To make ends meet—and to show just how much of his cowboy pride he’d surrendered—he worked the 4:15 a.m. shift at UPS in Abilene loading boxes. He day worked on some ranches, started colts, sold insurance, and preached on the side. He was allowing someone else to tug on his bootstraps, and even though he was not horseback all the time, he began to find peace. Then, the events that unfolded in the coming months demonstrated God’s sense of humor.
The pastor of a little Assembly of God church in Anson, Texas—a town of about 2,000 folks—was going on vacation and asked Cody to fill in for two weeks. While gone, the pastor suffered a minor stroke, so Cody stayed on another few weeks. Just as the pastor was set to return, his wife fell and broke her hip. The congregation, which consisted of about 13 members—most of whom were more than 70 years old—asked Cody to stay on full time.
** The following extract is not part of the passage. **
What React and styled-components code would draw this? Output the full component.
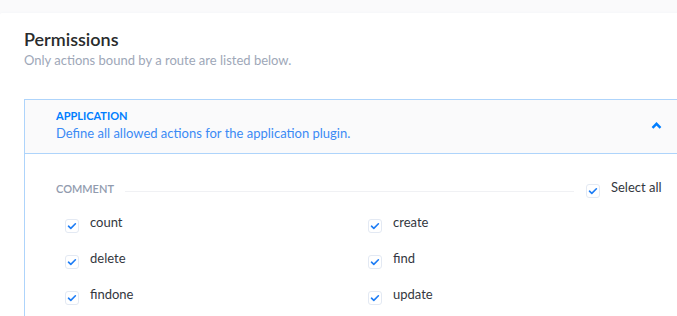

In the six months since leaving the 6666s to ride for God, Cochran was living in Abilene and working as a full-time preacher at an Assembly of God church. Some 14 years later, he’s still there. The church has grown to 400 congregants—many of whom are his old cowboy pals who swore they’d never darken the door of a church.
“I think the reason there’s a great movement of cowboy churches today is because the cowboy is an American icon,” he says. “Sure, there’s black hats and white hats, some are good and some are outlaws, but I think at the core, when someone sees a cowboy, they think that’s someone they can trust. I think these cowboys know what’s right and stand for justice, but when they come to the Lord, they begin to understand that they have a destiny and purpose in life, and it’s bigger than punching cows for $1,700 a month.”
And as Cochran attests, it’s only by putting our faith in something greater than ourselves that we can get across the fence to discover that purpose.